Biochar-induced changes in soil properties affected immobilization/mobilization of metals/metalloids in contaminated soils

• Published in: Journal of soils and sediments Vol. 17; no. 3; pp. 717 - 730
• Main Authors: Ahmad, Mahtab, Lee, Sang Soo, Lee, Sung Eun, Al-Wabel, Mohammad I., Tsang, Daniel C. W., Ok, Yong Sik
• Format: Journal Article
• Language: English
• Published: Berlin/Heidelberg Springer Berlin Heidelberg 01.03.2017; Springer Nature B.V
• Subjects: Agricultural land; Agricultural pollution; agricultural soils; agricultural wastes; antimony; Arachis hypogaea; arsenic; biochar; Biochar for a Sustainable Environment; Biomass; Bioremediation; Charcoal; conifer needles; copper; Earth and Environmental Science; electrostatic interactions; Environment; Environmental Physics; feedstocks; Heavy metals; Hydroxides; Leaching; Lead; Metals; Mobility; peanut hulls; phosphates; Pine needles; polluted soils; principal component analysis; Principal components analysis; Pyrolysis; remediation; Soil conditioners; Soil contamination; soil ecosystems; Soil properties; Soil Science & Conservation; Soil types; Soybeans; Speciation; Stover; temperature; zinc; Soil remediation; Bioavailability; Black carbon; Plant biomass; Charcoal; Soil contamination
• ISSN: 1439-0108; 1614-7480
• DOI: 10.1007/s11368-015-1339-4

Purpose Remediation of metal contaminated soil with biochar is attracting extensive interest in recent years.
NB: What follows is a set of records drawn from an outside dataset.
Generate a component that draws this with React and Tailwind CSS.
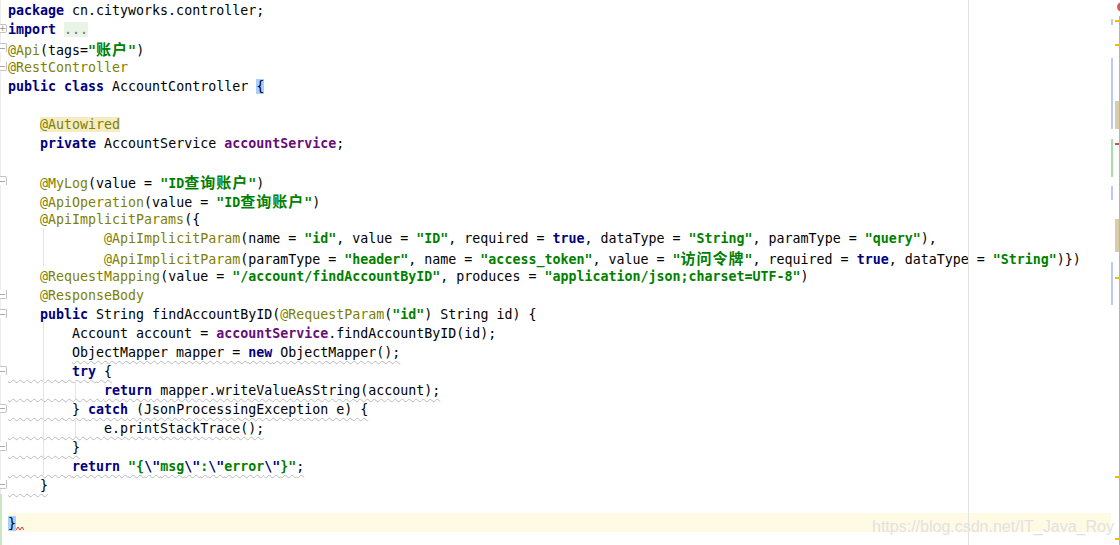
import React from "react";

const STYLE = {
  p: "text-black",
  k: "text-[#000080] font-bold",
  s: "text-[#008000] font-bold",
  a: "text-[#808000]",
  f: "text-[#660e7a] font-bold",
  z: "text-[#008000] font-bold font-['Noto_Sans_CJK_SC',sans-serif] text-[15px] tracking-[1px] leading-[17px]",
  fold: "text-[#707070] bg-[#e9f3e6]",
  auto: "text-[#808000] bg-[#f6ecc3]",
  brace: "text-black bg-[#a6d0ff]",
};

// indent guide backgrounds
const G1 = "bg-[linear-gradient(to_right,transparent_35px,#e4e4e4_35px,#e4e4e4_36px,transparent_36px)]";
const G2 =
  "bg-[linear-gradient(to_right,transparent_35px,#e4e4e4_35px,#e4e4e4_36px,transparent_36px,transparent_67px,#e4e4e4_67px,#e4e4e4_68px,transparent_68px)]";

// w: index of the first token that carries the grey wavy underline
const lines = [
  { t: [["k", "package"], ["p", " cn.cityworks.controller;"]] },
  { t: [["k", "import"], ["p", " "], ["fold", "..."]] },
  { t: [["a", "@Api"], ["p", "(tags="], ["s", '"'], ["z", "账户"], ["s", '"'], ["p", ")"]] },
  { t: [["a", "@RestController"]] },
  { t: [["k", "public class"], ["p", " AccountController "], ["brace", "{"]] },
  { t: [] },
  { t: [["p", "    "], ["auto", "@Autowired"]] },
  { t: [["p", "    "], ["k", "private"], ["p", " AccountService "], ["f", "accountService"], ["p", ";"]] },
  { t: [] },
  { t: [["p", "    "], ["a", "@MyLog"], ["p", "(value = "], ["s", '"ID'], ["z", "查询账户"], ["s", '"'], ["p", ")"]] },
  { t: [["p", "    "], ["a", "@ApiOperation"], ["p", "(value = "], ["s", '"ID'], ["z", "查询账户"], ["s", '"'], ["p", ")"]] },
  { t: [["p", "    "], ["a", "@ApiImplicitParams"], ["p", "({"]] },
  {
    g: G1,
    t: [
      ["p", "            "], ["a", "@ApiImplicitParam"], ["p", "(name = "], ["s", '"id"'],
      ["p", ", value = "], ["s", '"ID"'], ["p", ", required = "], ["k", "true"],
      ["p", ", dataType = "], ["s", '"String"'], ["p", ", paramType = "], ["s", '"query"'], ["p", "),"],
    ],
  },
  {
    g: G1,
    t: [
      ["p", "            "], ["a", "@ApiImplicitParam"], ["p", "(paramType = "], ["s", '"header"'],
      ["p", ", name = "], ["s", '"access_token"'], ["p", ", value = "], ["s", '"'], ["z", "访问令牌"],
      ["s", '"'], ["p", ", required = "], ["k", "true"], ["p", ", dataType = "], ["s", '"String"'], ["p", ")})"],
    ],
  },
  {
    t: [
      ["p", "    "], ["a", "@RequestMapping"], ["p", "(value = "], ["s", '"/account/findAccountByID"'],
      ["p", ", produces = "], ["s", '"application/json;charset=UTF-8"'], ["p", ")"],
    ],
  },
  { t: [["p", "    "], ["a", "@ResponseBody"]] },
  {
    t: [
      ["p", "    "], ["k", "public"], ["p", " String findAccountByID("], ["a", "@RequestParam"],
      ["p", "("], ["s", '"id"'], ["p", ") String id) {"],
    ],
  },
  { g: G1, t: [["p", "        Account account = "], ["f", "accountService"], ["p", ".findAccountByID(id);"]] },
  { g: G1, t: [["p", "        "], ["p", "ObjectMapper mapper = "], ["k", "new"], ["p", " ObjectMapper();"]], w: 1 },
  { g: G1, t: [["p", "        "], ["k", "try"], ["p", " {"]], w: 0 },
  { g: G2, t: [["p", "            "], ["k", "return"], ["p", " mapper.writeValueAsString(account);"]], w: 0 },
  { g: G1, t: [["p", "        } "], ["k", "catch"], ["p", " (JsonProcessingException e) {"]], w: 0 },
  { g: G2, t: [["p", "            e.printStackTrace();"]], w: 0 },
  { g: G1, t: [["p", "        }"]], w: 0 },
  {
    g: G1,
    t: [
      ["p", "        "], ["k", "return"], ["p", " "], ["s", '"{'], ["k", '\\"'], ["s", "msg"], ["k", '\\"'],
      ["s", ":"], ["k", '\\"'], ["s", "error"], ["k", '\\"'], ["s", '}"'], ["p", ";"],
    ],
    w: 0,
  },
  { t: [["p", "    }"]], w: 0 },
  { t: [] },
  { t: [["brace", "}"]], caret: true, squiggle: true },
];

// fold markers in the gutter (line index, kind)
const folds = { 1: "plus", 2: "top", 3: "bottom", 9: "top", 15: "bottom", 16: "top", 19: "top", 21: "mid", 23: "bottom", 25: "bottom" };

function Tok({ type, text }) {
  return <span className={STYLE[type]}>{text}</span>;
}

function CodeLine({ line }) {
  const toks = line.t.map(([type, text], i) => <Tok key={i} type={type} text={text} />);
  let body = toks;
  if (line.w !== undefined) {
    body = (
      <>
        {toks.slice(0, line.w)}
        <span className="underline decoration-wavy decoration-[#bdbdbd] decoration-1 underline-offset-[3px]">
          {toks.slice(line.w)}
        </span>
      </>
    );
  }
  return (
    <div className={`h-[19px] pt-[2px] leading-[17px] whitespace-pre ${line.caret ? "bg-[#fffae3]" : ""} ${line.g || ""}`}>
      {body}
      {line.squiggle && (
        <svg width="8" height="5" viewBox="0 0 8 5" className="inline-block align-[-3px]">
          <polyline points="0,4 2,1 4,4 6,1 8,4" fill="none" stroke="#e03030" strokeWidth="1" />
        </svg>
      )}
    </div>
  );
}

function FoldMark({ kind }) {
  if (!kind) return null;
  const shape =
    kind === "top"
      ? "rounded-t-[2px] border-b-0"
      : kind === "bottom"
      ? "rounded-b-[2px] border-t-0"
      : "rounded-[2px]";
  return (
    <div className={`ml-[-3px] mt-[5px] w-[9px] h-[9px] border border-[#c4c4c4] bg-white flex items-center justify-center ${shape}`}>
      {kind === "plus" && <span className="text-[#909090] text-[9px] leading-[9px] font-['DejaVu_Sans',sans-serif]">+</span>}
      {kind !== "plus" && <span className="w-[5px] h-px bg-[#a8a8a8]" />}
    </div>
  );
}

function Gutter() {
  return (
    <div className="w-[8px] shrink-0 border-l border-[#ececec] flex flex-col">
      {lines.map((_, i) => (
        <div key={i} className={`h-[19px] shrink-0 ${i >= 26 ? "border-l-2 border-[#c9e7c1] -ml-px" : ""}`}>
          <FoldMark kind={folds[i]} />
        </div>
      ))}
      <div className="flex-1 border-l-2 border-[#c9e7c1] -ml-px" />
    </div>
  );
}

const stripeLeft = [
  { top: 19, h: 6, c: "bg-[#c8c8c8]" },
  { top: 58, h: 71, c: "bg-[#bccbf2]" },
  { top: 139, h: 38, c: "bg-[#a8dca8]" },
  { top: 186, h: 14, c: "bg-[#bccbf2]" },
  { top: 262, h: 43, c: "bg-[#bccbf2]" },
];
const stripeRight = [
  { top: 20, h: 2, c: "bg-[#e8c000]" },
  { top: 44, h: 2, c: "bg-[#e8c000]" },
  { top: 101, h: 28, c: "bg-[#d8ccab]" },
  { top: 143, h: 2, c: "bg-[#cc4b4b]" },
  { top: 219, h: 33, c: "bg-[#d8ccab]" },
  { top: 277, h: 2, c: "bg-[#e8c000]" },
  { top: 476, h: 2, c: "bg-[#e8c000]" },
  { top: 538, h: 2, c: "bg-[#e8c000]" },
];

function ErrorStripe() {
  return (
    <div className="relative w-[9px] shrink-0">
      <div className="absolute left-[6px] top-[2px] w-[10px] h-[10px] rounded-full bg-[#d65c5c]" />
      <div className="absolute left-[8px] top-[16px] bottom-0 w-px bg-[#b4b4b4]" />
      {stripeLeft.map((m, i) => (
        <div key={i} className={`absolute left-0 w-[2px] ${m.c}`} style={{ top: m.top, height: m.h }} />
      ))}
      {stripeRight.map((m, i) => (
        <div key={i} className={`absolute left-[4px] w-[4px] ${m.c}`} style={{ top: m.top, height: m.h }} />
      ))}
    </div>
  );
}

export default function App() {
  return (
    <div className="w-[1120px] h-[545px] bg-white flex overflow-hidden font-['DejaVu_Sans_Mono',monospace] text-[13.3px]">
      <Gutter />
      <div className="relative flex-1">
        <div className="flex flex-col">
          {lines.map((line, i) => (
            <CodeLine key={i} line={line} />
          ))}
        </div>

        {/* right margin guide, drawn over the caret line */}
        <div className="absolute left-[960px] top-0 bottom-0 w-px bg-[#e2e2e2]" />

        {/* watermark */}
        <div className="absolute left-[864px] top-[517px] leading-[19px] text-[16px] text-[#e2e2e2] font-['Liberation_Sans',Arial,sans-serif] whitespace-nowrap">
          https://blog.csdn.net/IT_Java_Roy
        </div>
      </div>
      <ErrorStripe />
    </div>
  );
}
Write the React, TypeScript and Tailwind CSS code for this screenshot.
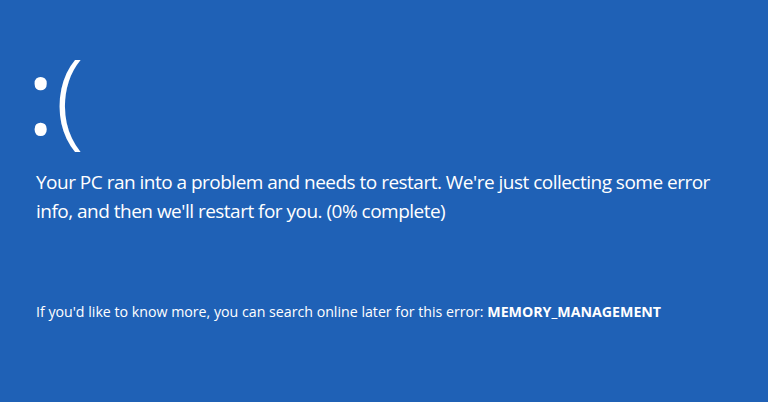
import React from 'react';

const App: React.FC = () => {
  return (
    <div
      className="w-[768px] h-[402px] bg-[#1f61b6] text-white overflow-hidden pl-[36px]"
      style={{ fontFamily: '"Open Sans", "Noto Sans", sans-serif' }}
    >
      {/* sad face */}
      <div className="h-[168px] pt-[41px] flex items-baseline leading-none">
        <span className="text-[104px] font-normal -ml-[9px]">:</span>
        <span className="text-[106px] font-light ml-[1px]">(</span>
      </div>
      <p className="text-[19px] leading-[29px] tracking-[-0.027em]">
        Your PC ran into a problem and needs to restart. We're just collecting some error
        <br />
        info, and then we'll restart for you. (0% complete)
      </p>
      <p className="mt-[76px] text-[14.2px] leading-[20px]">
        If you'd like to know more, you can search online later for this error:{' '}
        <span className="font-bold">MEMORY_MANAGEMENT</span>
      </p>
    </div>
  );
};

export default App;
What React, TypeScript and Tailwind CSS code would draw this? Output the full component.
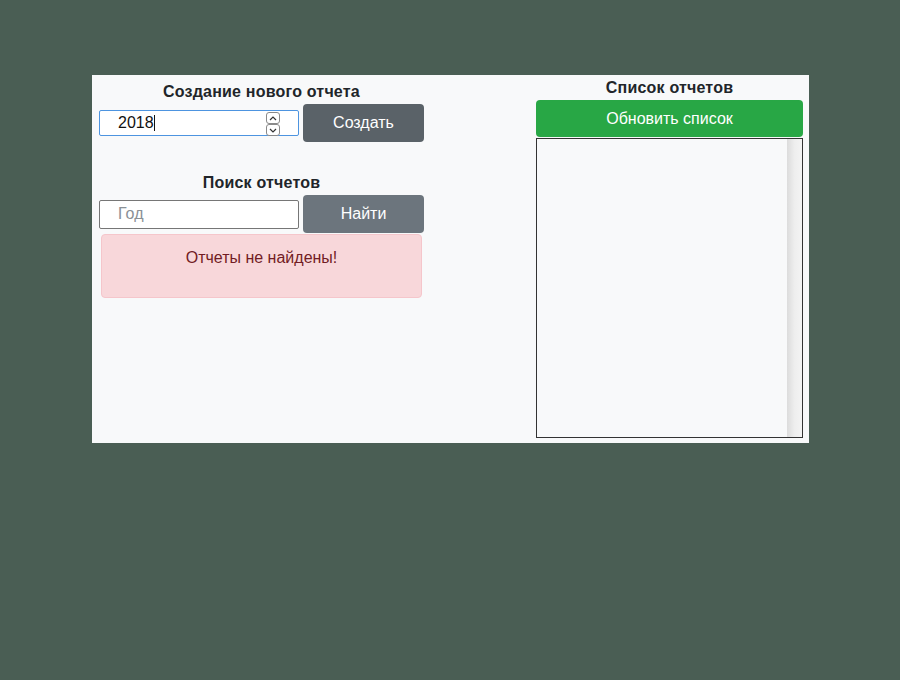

Understanding the significance of variable biochar properties and soil types helps elucidating the meticulous roles of biochar in immobilizing/mobilizing metals/metalloids in contaminated soils. Materials and methods Six biochars were produced from widely available agricultural wastes (i.e., soybean stover, peanut shells and pine needles) at two pyrolysis temperatures of 300 and 700 °C, respectively. The Pb-, Cu-, and Sb-contaminated shooting range soils and Pb-, Zn-, and As-contaminated agricultural soils were amended with the produced biochars. The mobility of metals/metalloids was assessed by the standard batch leaching test, principal component analysis and speciation modeling. Results and discussion The changes in soil properties were correlated to feedstock types and pyrolysis temperatures of biochars based on the principal component analysis. Biochars produced at 300 °C were more efficient in decreasing Pb and Cu mobility (>93 %) in alkaline shooting range soil via surface complexation with carboxyl groups and Fe-/Al-minerals of biochars as well as metal-phosphates precipitation. By contrast, biochars produced at 700 °C outperformed their counterparts in decreasing Pb and Zn mobility (100 %) in acidic agricultural soil by metal-hydroxides precipitation due to biochar-induced pH increase. However, Sb and As mobility in both soils was unfavorably increased by biochar amendment, possibly due to the enhanced electrostatic repulsion and competition with phosphate. Conclusions It is noteworthy that the application of biochars is not equally effective in immobilizing metals or mobilizing metalloids in different soils. We should apply biochar to multi-metal contaminated soil with great caution and tailor biochar production for achieving desired outcome and avoiding adverse impact on soil ecosystem.